The National Labor Relations Act, the federal bedrock of American labor law, gives workers the right to engage in “protected concerted activity” — to join together with one or more co-workers and speak out over pay and working conditions without facing retaliation. “In this context, workers have more rights than they would otherwise,” Cornell said.
For example, an angry worker who comes into the office and fires off an expletive at his or her boss is unlikely to be protected by the National Labor Relations Act. But if that worker drops an f-bomb or two while she’s complaining with co-workers about say, long hours or unsafe working conditions, her speech is more likely to be protected.
A separate federal law that covers mining safety offers comparable protections.
Cornell University’s Angela Cornell said the angrily worded missives from Harrison and Stolzenfels don’t appear to be isolated or individual incidents. Instead, they seem to be part of a broader workplace dispute — one that involved tense disagreements over workplace safety and the miners’ collective bargaining agreement.

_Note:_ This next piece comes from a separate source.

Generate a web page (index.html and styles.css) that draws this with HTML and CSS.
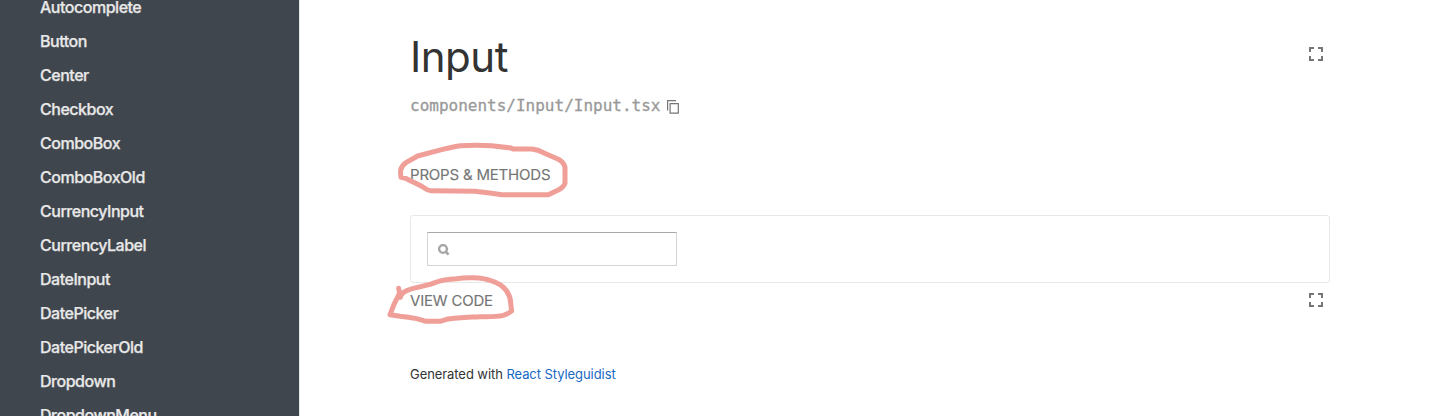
FILE: index.html
```html
<!DOCTYPE html>
<html lang="en">
<head>
<meta charset="utf-8">
<title>Input</title>
<link rel="stylesheet" href="styles.css">
</head>
<body>
<div class="layout">
  <nav class="sidebar">
    <a class="item">Autocomplete</a>
    <a class="item">Button</a>
    <a class="item">Center</a>
    <a class="item">Checkbox</a>
    <a class="item">ComboBox</a>
    <a class="item">ComboBoxOld</a>
    <a class="item">CurrencyInput</a>
    <a class="item">CurrencyLabel</a>
    <a class="item">DateInput</a>
    <a class="item">DatePicker</a>
    <a class="item">DatePickerOld</a>
    <a class="item">Dropdown</a>
    <a class="item">DropdownMenu</a>
  </nav>
  <main class="content">
    <header class="heading">
      <h1 class="title">Input</h1>
      <svg class="expand" viewBox="0 0 14 14"><path d="M0 5V0h5v2H2v3zM9 0h5v5h-2V2H9zM0 9h2v3h3v2H0zM12 9h2v5H9v-2h3z"/></svg>
    </header>
    <div class="path">
      <span>components/Input/Input.tsx</span>
      <svg class="copy" viewBox="0 0 12 14"><path d="M.6 10.5V.6H9M3.1 3.6h8.2v9.5H3.1z"/></svg>
    </div>
    <button class="tab props">Props &amp; methods</button>
    <section class="preview">
      <div class="field">
        <svg class="search" viewBox="0 0 12 12"><circle cx="5" cy="5" r="3.9"/><path d="M7.9 7.9l2.7 2.7"/></svg>
      </div>
    </section>
    <div class="toolbar">
      <button class="tab">View code</button>
      <svg class="expand" viewBox="0 0 14 14"><path d="M0 5V0h5v2H2v3zM9 0h5v5h-2V2H9zM0 9h2v3h3v2H0zM12 9h2v5H9v-2h3z"/></svg>
    </div>
    <footer class="footer">Generated with <a class="link">React Styleguidist</a></footer>
  </main>
</div>
<svg class="marks" viewBox="0 0 1440 416">
  <g transform="translate(385 130) scale(.33333)">
    <path d="M78 153C64 145 57 143 48 142Q46 132 47 120Q51 105 64 97L98 78L150 64C180 57 200 50 226 47Q275 44 320 47L378 54L384 57H440Q460 59 475 68L520 88Q536 96 540 112V160Q536 172 520 180L490 194H350L320 190L270 184L140 182Q130 183 118 174Q105 165 78 153"/>
  </g>
  <g transform="translate(380 265) scale(.33333)">
    <path d="M56 70L61 97Q64 84 82 76C110 65 140 64 170 51Q190 43 230 41C260 36 305 37 330 46Q365 56 380 78Q392 96 392 115L395 138Q386 146 370 151Q350 156 300 155C265 157 235 157 200 163L180 169H138L110 161Q85 156 60 154L30 149L42 118L60 82"/>
  </g>
</svg>
</body>
</html>
```
FILE: styles.css
```css
* { box-sizing: border-box; }
body {
  margin: 0;
  height: 416px;
  overflow: hidden;
  background: #fff;
  color: #333;
  font-family: Inter, "Liberation Sans", sans-serif;
}
.layout { display: flex; height: 416px; }
.sidebar {
  display: flex;
  flex: 0 0 300px;
  flex-direction: column;
  height: 426px;
  margin-top: -10px;
  padding-left: 40px;
  overflow: hidden;
  background: #40464d;
  border-right: 1px solid #e8e8e8;
}
.item {
  flex: 0 0 34px;
  color: #e8e8e8;
  font-size: 16px;
  font-weight: 500;
  line-height: 34px;
  letter-spacing: -0.48px;
  -webkit-text-stroke: 0.25px #e8e8e8;
}
.content { width: 920px; margin-left: 110px; }
.heading {
  display: flex;
  justify-content: space-between;
  height: 96px;
  padding: 30px 7px 0 0;
}
.title {
  margin: 0;
  font-size: 42px;
  font-weight: 400;
  line-height: 54px;
  letter-spacing: -0.5px;
}
.expand { width: 14px; height: 14px; fill: #767676; }
.heading .expand { margin-top: 17px; }
.path {
  display: flex;
  gap: 7px;
  height: 20px;
  color: #999;
  font: 16px/20px "DejaVu Sans Mono", monospace;
}
.path span { -webkit-text-stroke: 0.3px #999; }
.copy {
  width: 12px;
  height: 14px;
  margin-top: 4px;
  fill: none;
  stroke: #767676;
  stroke-width: 1.2;
}
.tab {
  display: block;
  padding: 0;
  border: 0;
  background: none;
  color: #767676;
  font: 15px/20px Inter, sans-serif;
  letter-spacing: -0.2px;
  text-transform: uppercase;
  -webkit-text-stroke: 0.15px #767676;
}
.props { margin-top: 49px; }
.preview {
  height: 68px;
  margin-top: 30px;
  padding: 16px;
  border: 1px solid #e8e8e8;
  border-radius: 3px;
}
.field {
  width: 250px;
  height: 34px;
  padding: 11px 10px;
  border: 1px solid #d4d4d4;
  border-top-color: #aaa;
}
.search {
  display: block;
  width: 12px;
  height: 12px;
  fill: none;
  stroke: #a5a5a5;
  stroke-width: 2.4;
}
.toolbar {
  display: flex;
  justify-content: space-between;
  padding: 8px 7px 0 0;
}
.toolbar .expand { margin-top: 2px; }
.footer {
  margin-top: 53px;
  font-size: 13px;
  line-height: 20px;
  letter-spacing: -0.07px;
}
.link { color: #1769c4; }
.marks {
  position: absolute;
  top: 0;
  left: 0;
  width: 1440px;
  height: 416px;
  fill: none;
  stroke: #f09e98;
  stroke-width: 15;
  stroke-linecap: round;
  stroke-linejoin: round;
  pointer-events: none;
}
```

Of course, workers can lose protections if their conduct is especially reckless or egregious — for example, by making a violent threat to a supervisor, or by trying to sabotage their employer’s business. Indeed, that’s precisely what Murray Energy is arguing.
The company maintains the voided checks did not amount to “protected concerted activity” in the first place. But even if they did, the company argued in its post-hearing brief, the miners forfeited their protections by engaging in “indefensible or abusive misconduct.”
The board’s general counsel disagrees. It also noted in its post-hearing brief that employees have used “far more biting and insulting profane language” toward management and not lost their protections. In previous cases, for instance, workers have legally confronted their supervisors with such epithets as “egotistical f—–,” “stupid f—— moron” and “f—— liar.”
Cynthia Estlund, a labor law professor at the New York University School of Law, said the labor board tends to give workers a fair amount of leeway when they express grievances. “It’s not that profanity is protected as such,” she said. But “from the beginning, the board has given employees some breathing room when they’re engaging in protected, concerted activity,” she added.
Right now, the two workers are being paid by their employer to stay at home.